• **Exercise description**: An exact copy of all the data is required, with pictures left out.

────────────────

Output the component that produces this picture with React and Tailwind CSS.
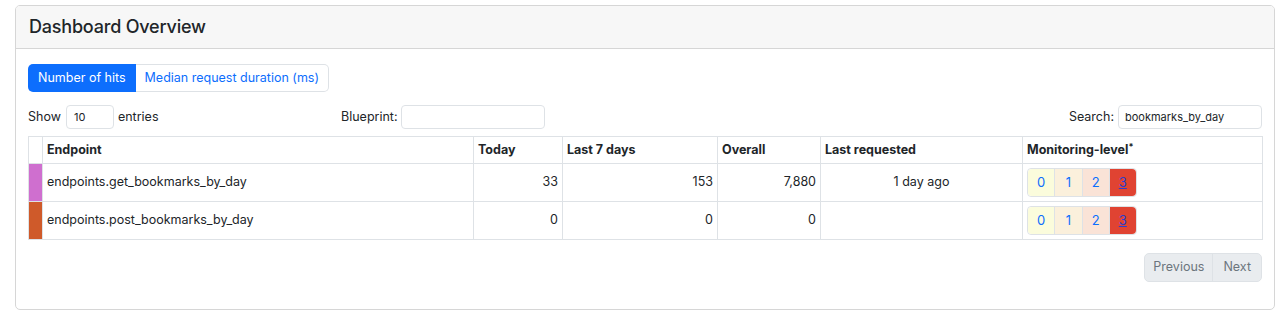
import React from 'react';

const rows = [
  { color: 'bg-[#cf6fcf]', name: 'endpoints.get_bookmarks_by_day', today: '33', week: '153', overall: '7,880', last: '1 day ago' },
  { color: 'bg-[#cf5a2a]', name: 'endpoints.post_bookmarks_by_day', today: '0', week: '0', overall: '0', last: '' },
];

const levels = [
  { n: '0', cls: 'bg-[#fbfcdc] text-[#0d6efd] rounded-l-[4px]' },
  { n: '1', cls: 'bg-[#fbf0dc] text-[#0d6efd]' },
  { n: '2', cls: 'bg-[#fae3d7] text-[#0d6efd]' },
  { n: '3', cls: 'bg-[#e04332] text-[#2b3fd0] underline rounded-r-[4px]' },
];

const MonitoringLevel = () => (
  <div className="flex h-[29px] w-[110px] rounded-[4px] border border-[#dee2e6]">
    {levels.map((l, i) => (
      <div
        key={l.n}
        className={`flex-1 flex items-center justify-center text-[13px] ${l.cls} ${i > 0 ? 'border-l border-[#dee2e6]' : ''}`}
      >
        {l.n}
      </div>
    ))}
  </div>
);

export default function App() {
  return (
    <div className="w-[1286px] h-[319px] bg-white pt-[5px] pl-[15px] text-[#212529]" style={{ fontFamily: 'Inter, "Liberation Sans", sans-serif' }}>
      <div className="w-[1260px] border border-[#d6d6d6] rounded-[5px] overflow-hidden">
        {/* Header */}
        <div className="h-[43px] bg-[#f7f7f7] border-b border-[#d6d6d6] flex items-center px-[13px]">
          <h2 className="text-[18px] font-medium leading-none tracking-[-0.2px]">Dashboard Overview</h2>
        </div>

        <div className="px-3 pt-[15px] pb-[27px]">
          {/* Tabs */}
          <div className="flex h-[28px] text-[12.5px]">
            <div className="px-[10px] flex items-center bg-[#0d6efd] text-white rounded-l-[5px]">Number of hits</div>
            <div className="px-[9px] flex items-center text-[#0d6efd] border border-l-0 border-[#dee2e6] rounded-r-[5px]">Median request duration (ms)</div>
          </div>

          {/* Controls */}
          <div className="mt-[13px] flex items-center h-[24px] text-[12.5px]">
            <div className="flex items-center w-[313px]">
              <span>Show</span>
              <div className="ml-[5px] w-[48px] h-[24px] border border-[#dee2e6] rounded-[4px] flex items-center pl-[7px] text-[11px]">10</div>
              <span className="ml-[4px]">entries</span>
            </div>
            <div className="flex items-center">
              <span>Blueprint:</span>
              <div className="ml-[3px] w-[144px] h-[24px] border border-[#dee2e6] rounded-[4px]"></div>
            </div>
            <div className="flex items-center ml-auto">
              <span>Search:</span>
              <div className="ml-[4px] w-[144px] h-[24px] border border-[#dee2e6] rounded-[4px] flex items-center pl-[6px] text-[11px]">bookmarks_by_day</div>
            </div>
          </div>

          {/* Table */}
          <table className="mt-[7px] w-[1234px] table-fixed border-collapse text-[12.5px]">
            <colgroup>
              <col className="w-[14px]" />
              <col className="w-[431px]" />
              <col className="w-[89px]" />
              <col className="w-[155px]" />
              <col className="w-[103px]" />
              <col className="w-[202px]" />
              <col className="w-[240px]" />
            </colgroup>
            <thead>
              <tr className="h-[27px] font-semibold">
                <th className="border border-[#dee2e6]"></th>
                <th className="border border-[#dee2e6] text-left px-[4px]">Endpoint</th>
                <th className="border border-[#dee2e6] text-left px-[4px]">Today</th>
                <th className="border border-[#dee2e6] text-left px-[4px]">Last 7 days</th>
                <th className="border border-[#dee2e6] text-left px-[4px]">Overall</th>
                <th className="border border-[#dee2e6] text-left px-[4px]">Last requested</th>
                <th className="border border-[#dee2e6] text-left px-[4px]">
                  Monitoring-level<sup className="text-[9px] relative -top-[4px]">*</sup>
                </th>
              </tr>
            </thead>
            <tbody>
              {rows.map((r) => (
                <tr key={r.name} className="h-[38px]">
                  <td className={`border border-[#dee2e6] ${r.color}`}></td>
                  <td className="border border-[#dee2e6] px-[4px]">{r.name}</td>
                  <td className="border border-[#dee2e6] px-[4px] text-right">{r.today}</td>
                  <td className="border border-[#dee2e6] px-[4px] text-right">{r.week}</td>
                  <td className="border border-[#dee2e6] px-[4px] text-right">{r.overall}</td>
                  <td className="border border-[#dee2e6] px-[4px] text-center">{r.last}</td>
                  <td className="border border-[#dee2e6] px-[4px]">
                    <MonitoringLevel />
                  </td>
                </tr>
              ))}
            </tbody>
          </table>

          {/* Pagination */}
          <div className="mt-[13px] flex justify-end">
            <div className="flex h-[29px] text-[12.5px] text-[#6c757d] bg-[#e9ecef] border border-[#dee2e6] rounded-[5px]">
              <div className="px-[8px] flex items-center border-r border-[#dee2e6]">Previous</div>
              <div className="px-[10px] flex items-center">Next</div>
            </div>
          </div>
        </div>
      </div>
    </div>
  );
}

────────────────

• **In response**:
Output the component that produces this picture with React and Tailwind CSS.
import React from 'react';

const rows = [
  { color: 'bg-[#cf6fcf]', name: 'endpoints.get_bookmarks_by_day', today: '33', week: '153', overall: '7,880', last: '1 day ago' },
  { color: 'bg-[#cf5a2a]', name: 'endpoints.post_bookmarks_by_day', today: '0', week: '0', overall: '0', last: '' },
];

const levels = [
  { n: '0', cls: 'bg-[#fbfcdc] text-[#0d6efd] rounded-l-[4px]' },
  { n: '1', cls: 'bg-[#fbf0dc] text-[#0d6efd]' },
  { n: '2', cls: 'bg-[#fae3d7] text-[#0d6efd]' },
  { n: '3', cls: 'bg-[#e04332] text-[#2b3fd0] underline rounded-r-[4px]' },
];

const MonitoringLevel = () => (
  <div className="flex h-[29px] w-[110px] rounded-[4px] border border-[#dee2e6]">
    {levels.map((l, i) => (
      <div
        key={l.n}
        className={`flex-1 flex items-center justify-center text-[13px] ${l.cls} ${i > 0 ? 'border-l border-[#dee2e6]' : ''}`}
      >
        {l.n}
      </div>
    ))}
  </div>
);

export default function App() {
  return (
    <div className="w-[1286px] h-[319px] bg-white pt-[5px] pl-[15px] text-[#212529]" style={{ fontFamily: 'Inter, "Liberation Sans", sans-serif' }}>
      <div className="w-[1260px] border border-[#d6d6d6] rounded-[5px] overflow-hidden">
        {/* Header */}
        <div className="h-[43px] bg-[#f7f7f7] border-b border-[#d6d6d6] flex items-center px-[13px]">
          <h2 className="text-[18px] font-medium leading-none tracking-[-0.2px]">Dashboard Overview</h2>
        </div>

        <div className="px-3 pt-[15px] pb-[27px]">
          {/* Tabs */}
          <div className="flex h-[28px] text-[12.5px]">
            <div className="px-[10px] flex items-center bg-[#0d6efd] text-white rounded-l-[5px]">Number of hits</div>
            <div className="px-[9px] flex items-center text-[#0d6efd] border border-l-0 border-[#dee2e6] rounded-r-[5px]">Median request duration (ms)</div>
          </div>

          {/* Controls */}
          <div className="mt-[13px] flex items-center h-[24px] text-[12.5px]">
            <div className="flex items-center w-[313px]">
              <span>Show</span>
              <div className="ml-[5px] w-[48px] h-[24px] border border-[#dee2e6] rounded-[4px] flex items-center pl-[7px] text-[11px]">10</div>
              <span className="ml-[4px]">entries</span>
            </div>
            <div className="flex items-center">
              <span>Blueprint:</span>
              <div className="ml-[3px] w-[144px] h-[24px] border border-[#dee2e6] rounded-[4px]"></div>
            </div>
            <div className="flex items-center ml-auto">
              <span>Search:</span>
              <div className="ml-[4px] w-[144px] h-[24px] border border-[#dee2e6] rounded-[4px] flex items-center pl-[6px] text-[11px]">bookmarks_by_day</div>
            </div>
          </div>

          {/* Table */}
          <table className="mt-[7px] w-[1234px] table-fixed border-collapse text-[12.5px]">
            <colgroup>
              <col className="w-[14px]" />
              <col className="w-[431px]" />
              <col className="w-[89px]" />
              <col className="w-[155px]" />
              <col className="w-[103px]" />
              <col className="w-[202px]" />
              <col className="w-[240px]" />
            </colgroup>
            <thead>
              <tr className="h-[27px] font-semibold">
                <th className="border border-[#dee2e6]"></th>
                <th className="border border-[#dee2e6] text-left px-[4px]">Endpoint</th>
                <th className="border border-[#dee2e6] text-left px-[4px]">Today</th>
                <th className="border border-[#dee2e6] text-left px-[4px]">Last 7 days</th>
                <th className="border border-[#dee2e6] text-left px-[4px]">Overall</th>
                <th className="border border-[#dee2e6] text-left px-[4px]">Last requested</th>
                <th className="border border-[#dee2e6] text-left px-[4px]">
                  Monitoring-level<sup className="text-[9px] relative -top-[4px]">*</sup>
                </th>
              </tr>
            </thead>
            <tbody>
              {rows.map((r) => (
                <tr key={r.name} className="h-[38px]">
                  <td className={`border border-[#dee2e6] ${r.color}`}></td>
                  <td className="border border-[#dee2e6] px-[4px]">{r.name}</td>
                  <td className="border border-[#dee2e6] px-[4px] text-right">{r.today}</td>
                  <td className="border border-[#dee2e6] px-[4px] text-right">{r.week}</td>
                  <td className="border border-[#dee2e6] px-[4px] text-right">{r.overall}</td>
                  <td className="border border-[#dee2e6] px-[4px] text-center">{r.last}</td>
                  <td className="border border-[#dee2e6] px-[4px]">
                    <MonitoringLevel />
                  </td>
                </tr>
              ))}
            </tbody>
          </table>

          {/* Pagination */}
          <div className="mt-[13px] flex justify-end">
            <div className="flex h-[29px] text-[12.5px] text-[#6c757d] bg-[#e9ecef] border border-[#dee2e6] rounded-[5px]">
              <div className="px-[8px] flex items-center border-r border-[#dee2e6]">Previous</div>
              <div className="px-[10px] flex items-center">Next</div>
            </div>
          </div>
        </div>
      </div>
    </div>
  );
}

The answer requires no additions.